Task description:
Scan the lines below for the string "components" and copy every one that has it.

* * * * *

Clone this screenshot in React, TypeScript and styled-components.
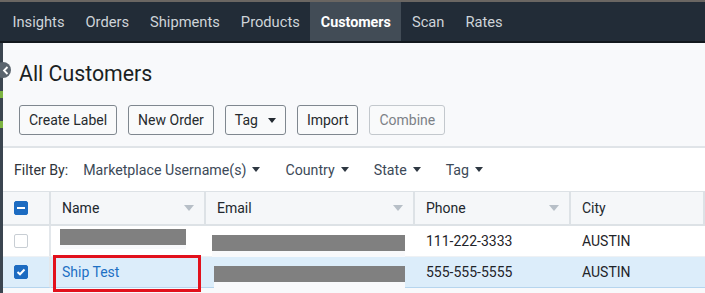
import React from 'react';
import styled, { createGlobalStyle, css } from 'styled-components';

const GlobalStyle = createGlobalStyle`
  html, body {
    margin: 0;
    padding: 0;
    background: #f8f9fb;
    font-family: Roboto, "Liberation Sans", Arial, sans-serif;
    overflow: hidden;
  }
  * { box-sizing: border-box; }
`;

const Page = styled.div`
  width: 705px;
  height: 293px;
  display: flex;
  flex-direction: column;
  border-top: 2px solid #6a6662;
  overflow: hidden;
`;

const NavBar = styled.nav`
  height: 41px;
  display: flex;
  align-items: stretch;
  background: #222c37;
  border-bottom: 2px solid #12181e;
  padding-left: 2px;
`;

const NavItem = styled.a<{ active?: boolean }>`
  display: flex;
  align-items: center;
  padding: 0 10.5px;
  font-size: 14.7px;
  color: #cfd4d9;
  text-decoration: none;
  ${({ active }) =>
    active &&
    css`
      background: #424c56;
      color: #ffffff;
      font-weight: 700;
      font-size: 14.3px;
    `}
`;

const Body = styled.div`
  flex: 1;
  display: flex;
  position: relative;
  min-height: 0;
`;

const Rail = styled.div`
  width: 3px;
  background: #3b4550;
  display: flex;
  flex-direction: column;
`;

const RailMark = styled.span<{ top: number }>`
  display: block;
  margin-top: ${({ top }) => top}px;
  height: 7px;
  background: #7cb342;
`;

const CollapseKnob = styled.span`
  position: absolute;
  left: -5px;
  top: 19px;
  width: 16px;
  height: 16px;
  border-radius: 50%;
  background: #5a646e;
  display: flex;
  align-items: center;
  justify-content: center;
  padding-left: 5px;
`;

const Content = styled.main`
  flex: 1;
  display: flex;
  flex-direction: column;
  min-width: 0;
`;

const Title = styled.h1`
  margin: 0;
  padding: 19px 16px 0;
  font-size: 21.3px;
  line-height: 24px;
  font-weight: 400;
  color: #1b1f23;
`;

const Toolbar = styled.div`
  display: flex;
  gap: 11px;
  padding: 19px 16px 11px;
  border-bottom: 2px solid #e0e4e8;
`;

const Button = styled.button<{ disabled?: boolean }>`
  height: 30px;
  padding: 0 9px;
  display: flex;
  align-items: center;
  gap: 10px;
  font-family: inherit;
  font-size: 14px;
  color: #262a2e;
  background: #f9fafb;
  border: 1px solid #7f878f;
  border-radius: 3px;
  ${({ disabled }) =>
    disabled &&
    css`
      color: #7c8187;
      border-color: #c3c8cd;
    `}
`;

const Caret = styled.span<{ size?: number; color?: string }>`
  display: inline-block;
  width: 0;
  height: 0;
  border-left: ${({ size = 4 }) => size}px solid transparent;
  border-right: ${({ size = 4 }) => size}px solid transparent;
  border-top: ${({ size = 4 }) => size + 1}px solid ${({ color = '#232a31' }) => color};
`;

const FilterBar = styled.div`
  height: 43px;
  background: #ffffff;
  display: flex;
  align-items: center;
  gap: 15px;
  padding-left: 11px;
  font-size: 14.2px;
`;

const FilterLabel = styled.span`
  color: #2f353b;
`;

const FilterItem = styled.span`
  display: flex;
  align-items: center;
  gap: 6px;
  color: #3c4957;
  margin-right: 10px;
`;

const Grid = styled.div`
  display: grid;
  grid-template-columns: 48px 155px 209px 156px 1fr;
  font-size: 14px;
`;

const HeadCell = styled.div`
  height: 35px;
  background: #f5f7f9;
  border-top: 1px solid #dde2e6;
  border-bottom: 2px solid #dde2e6;
  border-right: 2px solid #dde2e6;
  display: flex;
  align-items: center;
  justify-content: space-between;
  padding: 0 10px 0 11px;
  color: #22282e;
  &:last-child {
    border-right: none;
  }
`;

const Cell = styled.div<{ selected?: boolean; divider?: boolean }>`
  position: relative;
  height: 31px;
  display: flex;
  align-items: center;
  padding-left: 11px;
  color: #1f2429;
  background: ${({ selected }) => (selected ? '#dcedfa' : '#ffffff')};
  border-bottom: 1px solid ${({ selected }) => (selected ? '#b6d5ee' : '#eef1f4')};
  ${({ divider }) =>
    divider &&
    css`
      border-right: 2px solid #e3e7eb;
    `}
`;

const Checkbox = styled.span<{ state: 'off' | 'on' | 'mixed' }>`
  width: 14px;
  height: 14px;
  border-radius: 2px;
  display: flex;
  align-items: center;
  justify-content: center;
  background: ${({ state }) => (state === 'off' ? '#ffffff' : '#1c6bc1')};
  border: 1px solid ${({ state }) => (state === 'off' ? '#c8ced4' : '#1c6bc1')};
`;

const Dash = styled.span`
  width: 8px;
  height: 2px;
  background: #ffffff;
`;

const Redaction = styled.span<{ w: number; shift: number; below: number }>`
  display: block;
  width: ${({ w }) => w}px;
  height: 16px;
  margin-left: ${({ shift }) => shift}px;
  margin-top: ${({ below }) => (below > 10 ? 4 : -9)}px;
  background: #808080;
  box-shadow: 0 ${({ below }) => below}px 0 0 #f8f9fb;
`;

const LinkText = styled.a`
  color: #1d70c4;
  text-decoration: none;
`;

const Highlight = styled.span`
  position: absolute;
  left: 2px;
  top: -2px;
  width: 148px;
  height: 37px;
  border: 3px solid #e2111c;
  pointer-events: none;
`;

const navItems = ['Insights', 'Orders', 'Shipments', 'Products', 'Customers', 'Scan', 'Rates'];
const filters = ['Marketplace Username(s)', 'Country', 'State', 'Tag'];
const columns = ['Name', 'Email', 'Phone', 'City'];

export default function App() {
  return (
    <>
      <GlobalStyle />
      <Page>
        <NavBar>
          {navItems.map((n) => (
            <NavItem key={n} active={n === 'Customers'}>
              {n}
            </NavItem>
          ))}
        </NavBar>
        <Body>
          <Rail>
            <RailMark top={48} />
            <RailMark top={23} />
          </Rail>
          <CollapseKnob>
            <svg width="7" height="9" viewBox="0 0 7 9">
              <path d="M5.5 1 L2 4.5 L5.5 8" stroke="#fff" strokeWidth="1.8" fill="none" />
            </svg>
          </CollapseKnob>
          <Content>
            <Title>All Customers</Title>
            <Toolbar>
              <Button>Create Label</Button>
              <Button>New Order</Button>
              <Button>
                Tag <Caret />
              </Button>
              <Button>Import</Button>
              <Button disabled>Combine</Button>
            </Toolbar>
            <FilterBar>
              <FilterLabel>Filter By:</FilterLabel>
              {filters.map((f) => (
                <FilterItem key={f}>
                  {f}
                  <Caret size={4} color="#2e3842" />
                </FilterItem>
              ))}
            </FilterBar>
            <Grid>
              <HeadCell>
                <Checkbox state="mixed">
                  <Dash />
                </Checkbox>
              </HeadCell>
              {columns.map((c) => (
                <HeadCell key={c}>
                  {c}
                  {c !== 'City' && <Caret size={5} color="#b7bfc7" />}
                </HeadCell>
              ))}

              <Cell divider>
                <Checkbox state="off" />
              </Cell>
              <Cell style={{ paddingLeft: 0 }}>
                <Redaction w={126} shift={9} below={4} />
              </Cell>
              <Cell style={{ paddingLeft: 0 }}>
                <Redaction w={193} shift={6} below={11} />
              </Cell>
              <Cell>111-222-3333</Cell>
              <Cell>AUSTIN</Cell>

              <Cell selected divider>
                <Checkbox state="on">
                  <svg width="10" height="8" viewBox="0 0 10 8">
                    <path d="M1.5 4 L4 6.3 L8.5 1.5" stroke="#fff" strokeWidth="2" fill="none" />
                  </svg>
                </Checkbox>
              </Cell>
              <Cell selected>
                <Highlight />
                <LinkText href="#">Ship Test</LinkText>
              </Cell>
              <Cell selected style={{ paddingLeft: 0 }}>
                <Redaction w={191} shift={8} below={13} />
              </Cell>
              <Cell selected>555-555-5555</Cell>
              <Cell selected>AUSTIN</Cell>
            </Grid>
          </Content>
        </Body>
      </Page>
    </>
  );
}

* * * * *

Written answer:
Clone this screenshot in React, TypeScript and styled-components.
import styled, { createGlobalStyle, css } from 'styled-components';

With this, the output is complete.